ResMusica, 29/06/2005
Andreas Laska
 
Oberon : léger et élégant
Philips
Carl Maria von Weber (1786-1826) : Oberon. Jonas Kaufmann, Huon ; Hillevi Martinpelto, Reiza ; Steve Davislim, Oberon ; Marina Comparato, Fatima ; William Dazeley, Sherasmin ; Katharine Fuge, First Mermaid ; Charlotte Mobbs, Second Mermaid ; Frances Bourne, Puck ; Roger Allam, Narrator. Monteverdi Choir, Orchestre Révolutionnaire et Romantique, direction : John Eliot Gardiner. Enregistré en studio en mars 2002. Notice en anglais, en francais et en allemand. 2 CD. Philips 475 6563. DDD. 2h02’.
Alors que, au moins dans les pays germaniques, Der Freischütz est l’un des opéras les plus populaires, les autres œuvres lyriques de Carl Maria von Weber n’ont pu s’établir durablement dans le répertoire des grands théâtres d’opéra. Cela vaut pour les opéras comiques tels que Abu Hassan, mais également pour les grandes fresques fantastiques et romantiques que sont Euryanthe et Oberon.

Oberon, l’ultime opéra de Weber, fut une commande du Théâtre Royal de Covent Garden à Londres. L’histoire est basée sur un poème épique du poète allemand Christoph Martin Wieland dont l’Anglais James Robinson Planché avait tiré un livret – en anglais ! Celui-ci est taillé sur mesure pour le goût du public anglais ce qui ne facilita nullement son succès en dehors des îles britanniques. Gorgé de péripéties plus ou moins invraisemblables, cet opéra est un mélange de comique et de dramatique, de chevaleresque, d’oriental et de féerique. En outre, les dialogues y tiennent une place presque aussi importante que la musique.

Pour le nouvel enregistrement publié par Philips/Universal (le premier en anglais, ce qui nous épargne au moins les platitudes de la traduction allemande), ces dialogues ont été remplacés par un narrateur, Roger Allam, très compétent certes, mais malheureusement enregistré à un niveau sonore bien inférieur à celui de la musique.

John Eliot Gardiner, au pupitre d’un fabuleux Orchestre Révolutionnaire et Romantique, fait avec Oberon ce qu’il avait fait avec les Troyens de Berlioz au Châtelet à Paris. Sans nier l’esprit romantique de cette musique, il enlève à la partition toute la pesanteur et toute la grandiloquence que le wagnérisme y avait apporté et confère ainsi à cet opéra une légèreté et une élégance inhabituelles. Ce Weber est un successeur de Beethoven, un contemporain de Schubert, de Mendelssohn et aussi de Donizetti et pas un précurseur de Wagner.
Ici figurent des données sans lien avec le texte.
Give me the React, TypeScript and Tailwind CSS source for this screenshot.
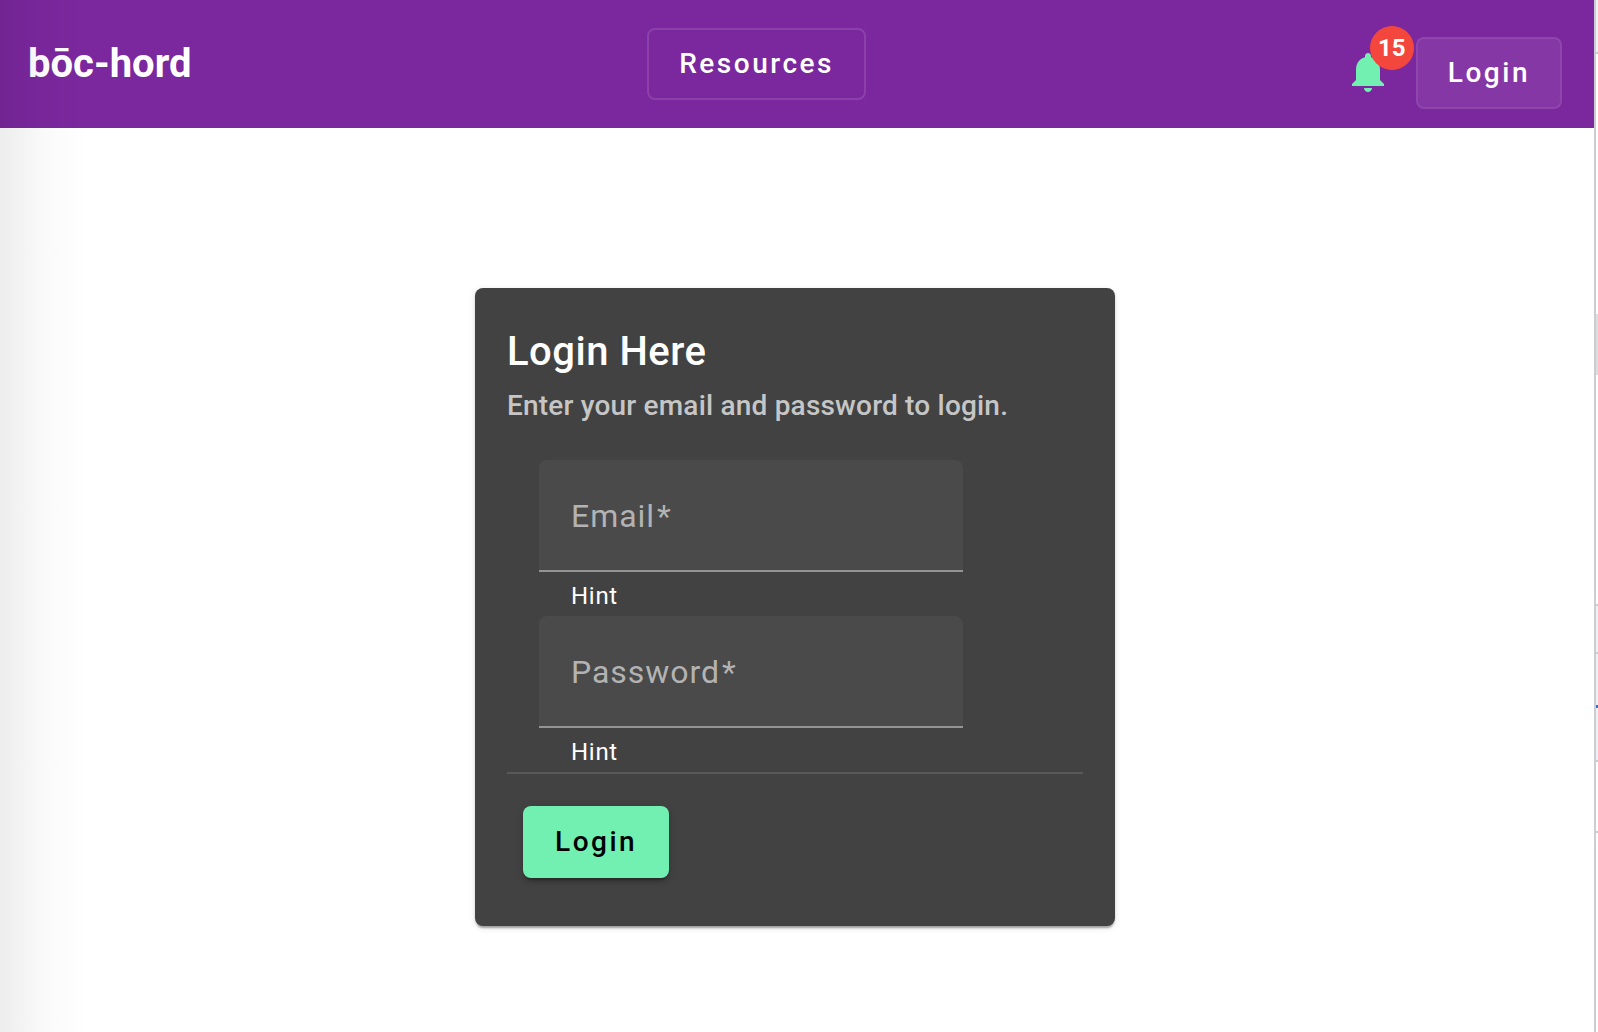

La distribution peu héroïque de ce CD est bien adaptée à cette lecture. Huon est chanté par le ténor allemand Jonas Kaufmann, à l’époque de l’enregistrement tout au début de sa carrière internationale. Si, depuis 2002, le timbre a gagné en expansion, il triomphe avec une facilité presque déconcertante des innombrables difficultés de la partition. Ses graves sont bien timbrés, ses aigus sont faciles et lumineux, ses vocalises sont précises et son art de la voix mixte lui permet même de chanter un si aigu en pianissimo sans s’enfuir dans le falsetto. N’était un médium par moments légèrement engorgé, on pourrait parler d’une interprétation parfaite, égalée par le seul Nicolai Gedda.

Le rôle de Reiza a été confié à la soprano finlandaise Hillevi Martinpelto dont la fraîcheur du timbre apporte une touche juvénile au personnage que n’ont pas les voix wagnériennes qu’on a l’habitude d’entendre dans cet emploi. Avec aisance, elle attaque les vocalises du finale I et elle nous offre de superbes piani dans son air de l’acte III. Dommage que son aigu, par ailleurs facile, manque un peu de l’éclat qui rendrait aussi convaincant son « Ocean, thou mighty monster ».

Les rôles secondaires – parmi lesquels se trouve le rôle titre – sont chantés de façon correcte sans plus : Steve Davislim campe un Oberon techniquement sûr, mais privé de l’autorité nécessaire, Marina Comparato chante une Fatima agréable, mais un peu fade, ce qui vaut également pour le Sherasmin de William Dazeley et le Puck de Frances Bourne. Malgré ces quelques limites, le nouvel Oberon de Philips/Universal fait partie des enregistrements les plus importants de ces dernières années : parce qu’il est chanté en anglais, parce qu’il y a Gardiner au pupitre et parce qu’il nous offre Jonas Kaufmann.